There are of course some important, if technical details that might alter these round numbers, such as assumptions about capacity of energy generating technologies, gains in efficiencies in energy consumption between primary and final energy and assumptions about the overall energy intensity of the economy. So I encourage everyone to do the math themselves, and crucially, to ask politicians and policy advocates to present their numbers for the rate of deployment of carbon-free energy and the rate of decommissioning of current fossil fuel infrastructure.
We don’t often see these numbers for obvious reasons. The scale – no matter what assumptions one begins with – is absolutely, mind-bogglingly huge.
The world continues to move away from net-zero carbon dioxide emissions. In 2018 the world added more than 280 mtoe of fossil fuel consumption and about 106 of carbon-free consumption, according to BP. To move in the direction of net-zero, all of those additions (about 400 mtoe) would need to be carbon-free, while replacing and retiring about another 400 mtoe of exiting fossil fuel consumption. In a round number, the deployment rate of carbon-free energy would need to increase by about 800%.

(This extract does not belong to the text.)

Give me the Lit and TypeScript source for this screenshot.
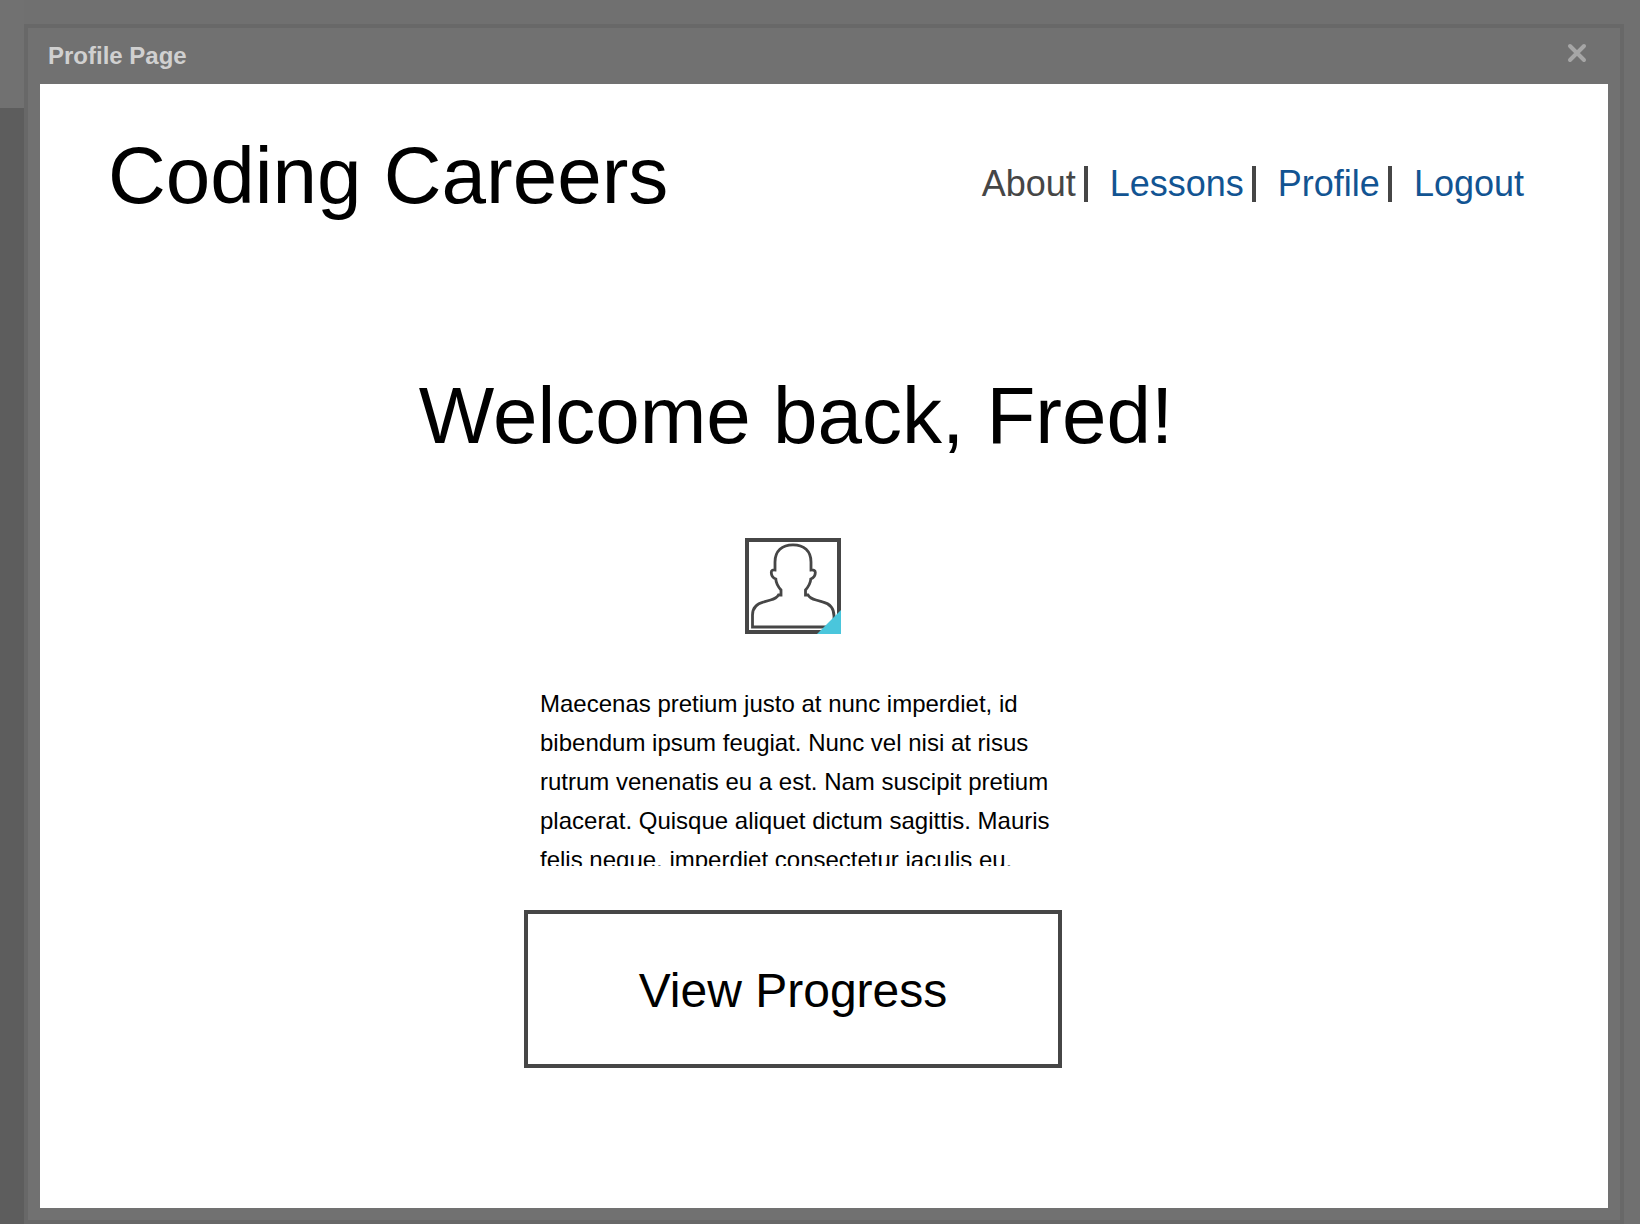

Make no mistake, these numbers are sobering. They indicate in readily-understandable terms that the world, and the United States, are not moving towards net-zero carbon dioxide emissions and in fact, every day, we are moving in the opposite direction. Auctions of promises for emissions reductions don’t actually reduce emissions. Technology reduces emissions.
Can we hit net-zero by 2050? The scale of the challenge is huge, but that does not make achieving the goal impossible. What makes achieving the goal impossible is a failure to accurately understand the scale of the challenge and the absence of policy proposals that match that scale.
When you see an “auction of promises” in climate policy for emissions reductions, ask instead for rates of deployment of carbon-free energy technologies and rates of decommissioning of existing fossil fuel infrastructure. Then do the math, and see if it adds up.